REQUIREMENT: Could the lines from the start of the data through the line with "Search, Minus, X" be set down exactly, with no pictures among them?

PROVIDED DATA:
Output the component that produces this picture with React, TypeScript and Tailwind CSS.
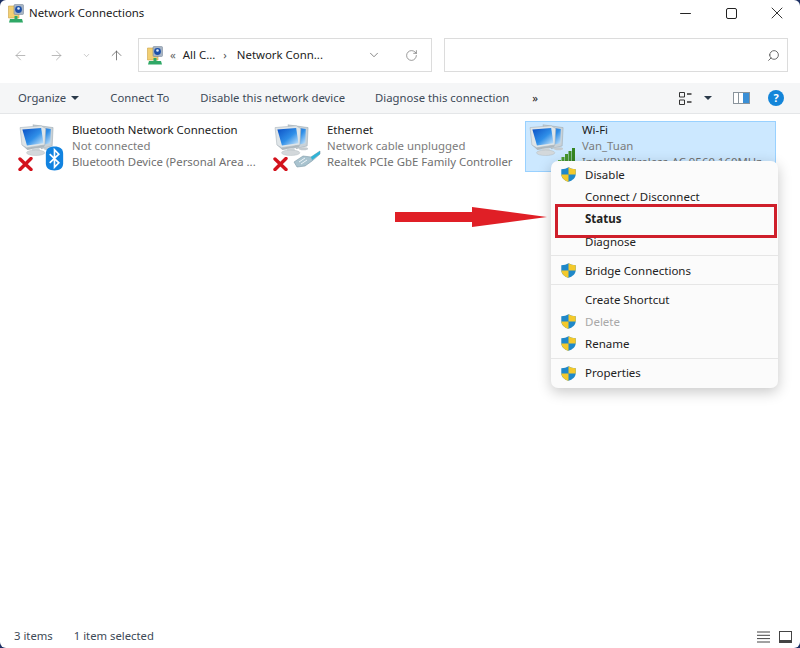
import { ArrowLeft, ArrowRight, ArrowUp, ChevronDown, RotateCw, Search, Minus, X } from "lucide-react";

function Computers() {
  return (
    <svg width="37" height="33" viewBox="0 0 40 36" className="shrink-0">
      <defs>
        <linearGradient id="scr" x1="0" y1="0" x2="1" y2="1">
          <stop offset="0" stopColor="#0b4fc4" />
          <stop offset="0.55" stopColor="#2f8fe8" />
          <stop offset="1" stopColor="#d5ecfb" />
        </linearGradient>
      </defs>
      <path d="M15 2 L37 5 L36 25 L24 28 Z" fill="#c9d2d8" stroke="#9aa7af" strokeWidth="0.6" />
      <path d="M18 4 L34.5 6.5 L34 22 L25 24 Z" fill="url(#scr)" />
      <ellipse cx="32" cy="28" rx="5" ry="1.6" fill="#c5cbcf" />
      <path d="M1 5 L24 3 L29 6 L28 24 L8 27 L3 24 Z" fill="#dfe5e8" stroke="#a5b0b7" strokeWidth="0.6" />
      <path d="M3.5 7 L24 5.5 L26.5 22 L8.5 24.5 Z" fill="url(#scr)" />
      <path d="M3 24 L8 27 L28 24 L27 26.5 L9 29.5 Z" fill="#aeb8be" />
      <path d="M14 28 L22 27 L23 31 L14 32 Z" fill="#cfd6da" />
      <ellipse cx="18" cy="32.5" rx="10" ry="3" fill="#d3d8db" stroke="#b3bbc0" strokeWidth="0.5" />
    </svg>
  );
}

function RedX() {
  return (
    <svg width="15" height="14" viewBox="0 0 15 14">
      <path d="M2 2 L13 12.5 M13 1.5 L2 12.5" stroke="#d3121c" strokeWidth="3.4" strokeLinecap="round" />
    </svg>
  );
}

function BluetoothBadge() {
  return (
    <svg width="19" height="25" viewBox="0 0 19 26">
      <path d="M9.5 0.5 C15 0.5 18.5 3 18.5 8 L18.5 18 C18.5 23 15 25.5 9.5 25.5 C4 25.5 0.5 23 0.5 18 L0.5 8 C0.5 3 4 0.5 9.5 0.5 Z" fill="#1283e0" />
      <path d="M4.5 8.5 L14 17.5 L9.5 22 L9.5 4 L14 8.5 L4.5 17.5" fill="none" stroke="#fff" strokeWidth="1.7" />
    </svg>
  );
}

function Cable() {
  return (
    <svg width="28" height="18" viewBox="0 0 28 18">
      <path d="M1 12 L10 6 L18 7 L27 1 L27 4 L19 11 L12 16 L4 17 Z" fill="#a9c3cf" stroke="#7c98a6" strokeWidth="0.6" />
      <path d="M18 7 L27 1 L27 4 L19 10 Z" fill="#2fb3d6" />
      <path d="M6 12 L12 8 M8 14 L14 10" stroke="#eef5f8" strokeWidth="1" />
    </svg>
  );
}

function SignalBars() {
  return (
    <svg width="17" height="17" viewBox="0 0 17 17">
      <rect x="0" y="12" width="3" height="5" fill="#5aa83c" />
      <rect x="3.5" y="9" width="3" height="8" fill="#4e9e33" />
      <rect x="7" y="6" width="3" height="11" fill="#46962c" />
      <rect x="10.5" y="3" width="3" height="14" fill="#3f8e27" />
      <rect x="14" y="0" width="3" height="17" fill="#358522" />
    </svg>
  );
}

function Shield() {
  return (
    <svg width="15" height="15" viewBox="0 0 15 15" className="shrink-0">
      <path d="M7.5 0.3 C9.5 1.6 12 2.2 14.7 2.2 L14.7 7 C14.7 11 11.5 13.6 7.5 14.8 C3.5 13.6 0.3 11 0.3 7 L0.3 2.2 C3 2.2 5.5 1.6 7.5 0.3 Z" fill="#1f88c9" />
      <path d="M7.5 0.3 C9.5 1.6 12 2.2 14.7 2.2 L14.7 7.4 L7.5 7.4 Z" fill="#f4c92b" />
      <path d="M7.5 7.4 L0.3 7.4 C0.6 11 3.5 13.6 7.5 14.8 Z" fill="#f4c92b" />
    </svg>
  );
}

function FolderNet() {
  return (
    <svg width="16" height="19" viewBox="0 0 16 19">
      <path d="M0.5 2 L11 2 L11 14 L0.5 14 Z" fill="#f2cf72" stroke="#c9a346" strokeWidth="0.6" />
      <rect x="6" y="0.5" width="9.5" height="10" rx="1" fill="#a7b4c4" stroke="#6d7c8e" strokeWidth="0.5" />
      <circle cx="10.5" cy="5.5" r="3.4" fill="#1c4fa8" />
      <circle cx="10.5" cy="4.5" r="1.3" fill="#dfeaf5" />
      <path d="M2 15 L14 15 L15 18.5 L1 18.5 Z" fill="#2fa866" />
      <rect x="6.5" y="12" width="3" height="3" fill="#2fa866" />
    </svg>
  );
}

function Caret({ className = "" }: { className?: string }) {
  return <span className={`inline-block w-0 h-0 border-x-[4px] border-x-transparent border-t-[4px] border-t-[#2b3a4a] ${className}`} />;
}

function Connection({ name, line2, line3, badge, selected }: { name: string; line2: string; line3: string; badge: React.ReactNode; selected?: boolean }) {
  return (
    <div className={`flex h-[51px] pl-[3px] border ${selected ? "w-[251px] bg-[#cce8ff] border-[#99d1ff]" : "w-[255px] border-transparent"}`}>
      <div className="relative w-[53px] shrink-0 pt-[1px]">
        <Computers />
        {badge}
      </div>
      <div className="min-w-0 text-[11.4px] leading-[16px] whitespace-nowrap">
        <div className="text-[#1a1a1a]">{name}</div>
        <div className="text-[#7b7b7b]">{line2}</div>
        <div className="text-[#6f6f6f]">{line3}</div>
      </div>
    </div>
  );
}

function MenuItem({ label, shield, bold, disabled }: { label: string; shield?: boolean; bold?: boolean; disabled?: boolean }) {
  return (
    <div className={`flex items-center h-[22.2px] text-[11.5px] ${disabled ? "text-[#a8a8a8]" : "text-[#222]"} ${bold ? "font-bold" : ""}`}>
      <span className="w-[34px] flex pl-[10px] shrink-0">{shield && <Shield />}</span>
      <span>{label}</span>
    </div>
  );
}

function Sep() {
  return <div className="my-[3px] h-px bg-[#e6e6e6]" />;
}

export default function App() {
  return (
    <div className="h-[648px] w-[800px] bg-[#1c2f63] overflow-hidden" style={{ fontFamily: "'Noto Sans', sans-serif" }}>
      <div className="relative flex h-full flex-col rounded-[6px] bg-white">
        {/* title bar */}
        <div className="flex h-[26px] shrink-0 items-center pl-[8px]">
          <FolderNet />
          <span className="ml-[5px] text-[11.4px] text-[#1a1a1a]">Network Connections</span>
          <div className="ml-auto flex items-center text-[#222] pr-[13px]">
            <Minus size={17} strokeWidth={1.4} />
            <span className="ml-[32px] h-[11px] w-[11px] rounded-[2px] border border-[#222]" />
            <X size={20} strokeWidth={1.1} className="ml-[30px]" />
          </div>
        </div>
        {/* nav */}
        <div className="mt-[12px] flex h-[34px] shrink-0 items-center">
          <ArrowLeft size={15} strokeWidth={1.2} className="ml-[13px] text-[#a3a3a3]" />
          <ArrowRight size={15} strokeWidth={1.2} className="ml-[21px] text-[#a3a3a3]" />
          <ChevronDown size={9} strokeWidth={1.5} className="ml-[18px] text-[#a3a3a3]" />
          <ArrowUp size={15} strokeWidth={1.2} className="ml-[18px] text-[#555]" />
          <div className="ml-[14px] flex h-[34px] w-[294px] items-center border border-[#dcdcdc] pl-[8px] text-[11.4px] text-[#222]">
            <FolderNet />
            <span className="ml-[7px] text-[#666]">«</span>
            <span className="ml-[7px]">All C...</span>
            <span className="ml-[8px] text-[#555]">›</span>
            <span className="ml-[10px]">Network Conn...</span>
            <ChevronDown size={14} strokeWidth={1.2} className="ml-[44px] text-[#555]" />
            <RotateCw size={13} strokeWidth={1.2} className="ml-[24px] text-[#666]" />
          </div>
          <div className="ml-[12px] flex h-[34px] w-[344px] items-center justify-end border border-[#dcdcdc] pr-[7px]">
            <Search size={13} strokeWidth={1.6} className="-scale-x-100 text-[#555]" />
          </div>
        </div>
        {/* toolbar */}
        <div className="mt-[11px] flex h-[31px] shrink-0 items-center border-b border-[#e4e6e8] bg-[#f5f6f7] pl-[18px] text-[11.3px] text-[#3d4a57]">
          <span>Organize</span>
          <Caret className="ml-[5px]" />
          <span className="ml-[31px]">Connect To</span>
          <span className="ml-[31px]">Disable this network device</span>
          <span className="ml-[30px]">Diagnose this connection</span>
          <span className="ml-[23px] text-[#222]">»</span>
          <svg width="13" height="13" viewBox="0 0 13 13" className="ml-auto">
            <path d="M0.5 0.5 H5.5 V5 H0.5 Z M0.5 8 H5.5 V12.5 H0.5 Z" fill="none" stroke="#333" />
            <path d="M8 2 H12.5 M8 10 H12.5" stroke="#333" strokeWidth="1.4" />
          </svg>
          <Caret className="ml-[12px]" />
          <svg width="17" height="12" viewBox="0 0 17 12" className="ml-[21px]">
            <rect x="0.5" y="0.5" width="16" height="11" fill="#fff" stroke="#8a949c" />
            <rect x="10" y="1" width="6" height="10" fill="#3a8fd6" />
            <rect x="5" y="1" width="1" height="10" fill="#8a949c" />
          </svg>
          <span className="ml-[18px] mr-[16px] flex h-[16px] w-[16px] items-center justify-center rounded-full bg-[#1385d9] text-[11px] font-bold text-white">?</span>
        </div>
        {/* items */}
        <div className="flex flex-1 items-start pl-[15px] pt-[7px]">
          <Connection
            name="Bluetooth Network Connection"
            line2="Not connected"
            line3="Bluetooth Device (Personal Area ..."
            badge={
              <>
                <span className="absolute left-[-1px] top-[35px]"><RedX /></span>
                <span className="absolute left-[26px] top-[24px]"><BluetoothBadge /></span>
              </>
            }
          />
          <Connection
            name="Ethernet"
            line2="Network cable unplugged"
            line3="Realtek PCIe GbE Family Controller"
            badge={
              <>
                <span className="absolute left-[-1px] top-[35px]"><RedX /></span>
                <span className="absolute left-[19px] top-[28px]"><Cable /></span>
              </>
            }
          />
          <Connection
            selected
            name="Wi-Fi"
            line2="Van_Tuan"
            line3="Intel(R) Wireless-AC 9560 160MHz"
            badge={<span className="absolute left-[29px] top-[26px]"><SignalBars /></span>}
          />
        </div>
        {/* status bar */}
        <div className="flex h-[24px] shrink-0 items-center pl-[14px] pr-[8px] pt-[1px] text-[11.3px] text-[#3d4a57]">
          <span>3 items</span>
          <span className="ml-[21px]">1 item selected</span>
          <svg width="13" height="12" viewBox="0 0 13 12" className="ml-auto">
            <path d="M0 1 H13 M0 4.3 H13 M0 7.6 H13 M0 11 H13" stroke="#444" />
          </svg>
          <svg width="13" height="12" viewBox="0 0 13 12" className="ml-[9px]">
            <rect x="0.5" y="0.5" width="12" height="9" fill="#fff" stroke="#444" />
            <rect x="0" y="10" width="13" height="2" fill="#444" />
          </svg>
        </div>
        {/* context menu */}
        <div className="absolute left-[551px] top-[161px] w-[227px] rounded-[7px] bg-[#fbfbfb] pt-[2.5px] pb-[4px] shadow-[0_4px_14px_rgba(0,0,0,0.22)]">
          <MenuItem shield label="Disable" />
          <MenuItem label="Connect / Disconnect" />
          <MenuItem bold label="Status" />
          <MenuItem label="Diagnose" />
          <Sep />
          <MenuItem shield label="Bridge Connections" />
          <Sep />
          <MenuItem label="Create Shortcut" />
          <MenuItem shield disabled label="Delete" />
          <MenuItem shield label="Rename" />
          <Sep />
          <MenuItem shield label="Properties" />
        </div>
        {/* red highlight box and arrow */}
        <div className="absolute left-[555px] top-[204px] h-[34px] w-[222px] border-[3px] border-[#cf1f2b]" />
        <svg width="152" height="21" viewBox="0 0 152 21" className="absolute left-[395px] top-[207px]">
          <path d="M0 5 H77 V0 L152 10 L77 20 V15 H0 Z" fill="#e01f26" />
        </svg>
      </div>
    </div>
  );
}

SOLUTION:
Output the component that produces this picture with React, TypeScript and Tailwind CSS.
import { ArrowLeft, ArrowRight, ArrowUp, ChevronDown, RotateCw, Search, Minus, X } from "lucide-react";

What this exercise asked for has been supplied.